JAKARTA (RIAUPOS.CO) -- United State Trade Representative (USTR) mencoret Indonesia dari daftar negara berkembang. Menurut mereka, Indonesia sudah layak masuk dalam kelompok negara maju dalam bidang perdagangan internasional. Dua alasan utamanya, share pasar ekspornya sudah di atas 0,5 persen dan tercatat sebagai anggota G-20.
Bagi Institute for Development of Economics and Finance (Indef), dua indikator itu saja tidak cukup untuk menasbihkan Indonesia sebagai negara maju. Meskipun sekadar dibilang maju di bidang perdagangan. Sebab, untuk bisa disebut negara maju, ada indikator penting lain yang menjadi ukuran. Yakni, capaian pendapatan per kapita dan kesejahteraan sosial.
Peneliti Indef Ahmad Heri Firdaus menilai, perubahan status Indonesia menjadi negara maju dalam perdagangan internasional hanyalah akal-akalan Amerika Serikat (AS). Belakangan, tren neraca perdagangan AS defisit terus terhadap negara-negara mitra. Termasuk terhadap Indonesia. Karena itu, Indef mengusulkan agar pemerintah menolak perubahan status tersebut.

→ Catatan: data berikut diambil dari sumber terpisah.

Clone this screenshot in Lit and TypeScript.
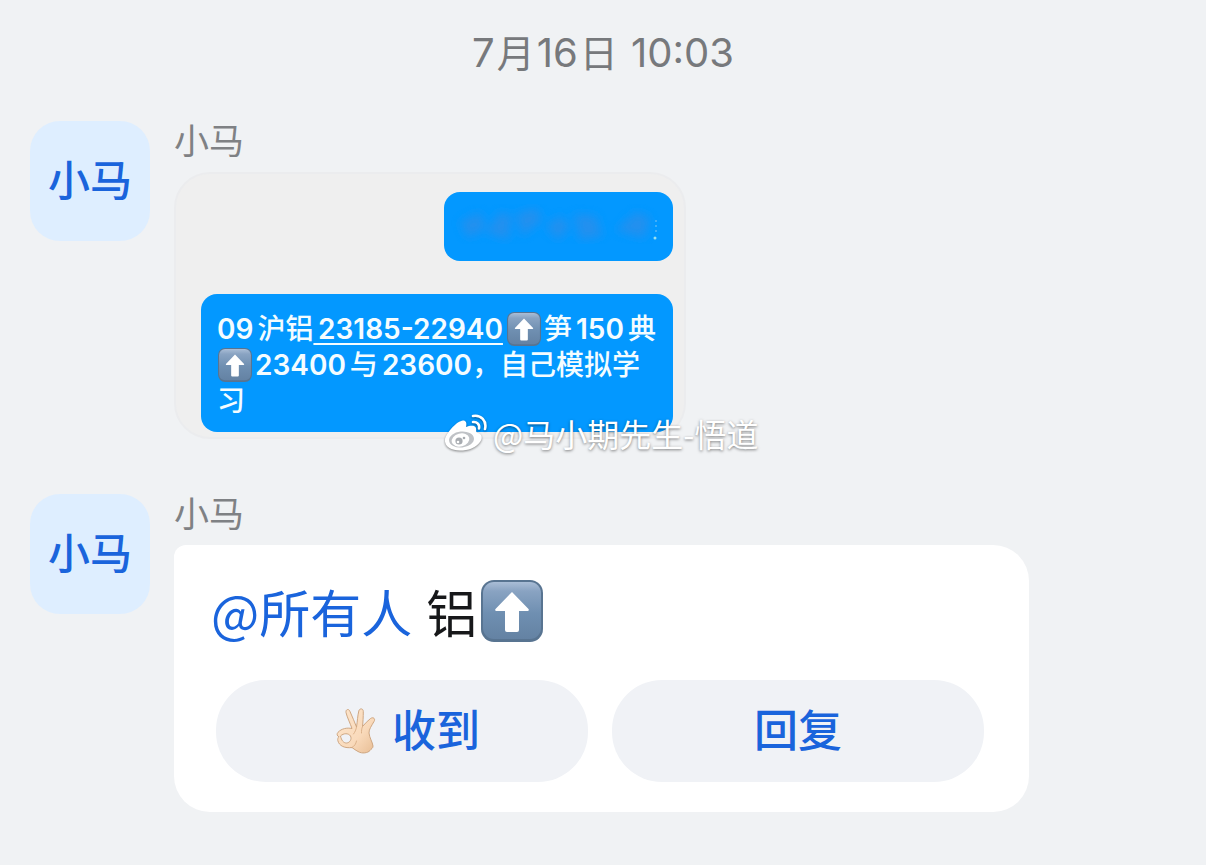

"Berdasar data Badan Pusat Statistik (BPS), neraca perdagangan Indonesia dan AS surplus USD 8,5 miliar (sekitar Rp 121,8 triliun) sepanjang 2019. Nah, mereka (AS) mau mengurangi defisitnya," beber Heri Kamis (27/2).
Jika status negara berkembang dicabut, perdagangan Indonesia akan terhambat. Sebab, sebagai negara maju, Indonesia tidak akan lagi mendapatkan fasilitas GSP (generalized system of preferences).
GSP merupakan kebijakan perdagangan yang dianut suatu negara dengan memberikan potongan bea masuk impor terhadap produk ekspor negara penerima. Kebijakan itu diaplikasikan negara maju untuk membantu perekonomian negara berkembang.
Dengan mengeluarkan Indonesia dari kelompok negara berkembang, AS berhak memberlakukan tarif bea impor terhadap produk ekspor tanah air.
Simulasi Global Trade Analysis Project (GTAP) menunjukkan bahwa pemberlakuan tarif impor akan membuat kinerja ekspor Indonesia ke AS turun sampai 2,5 persen.
Deputi Gubernur Senior Bank Indonesia Destry Damayanti menyatakan bahwa biasanya yang mengelompokkan negara dalam kategori berkembang atau maju adalah Bank Dunia atau IMF. Dasarnya adalah pendapatan per kapita.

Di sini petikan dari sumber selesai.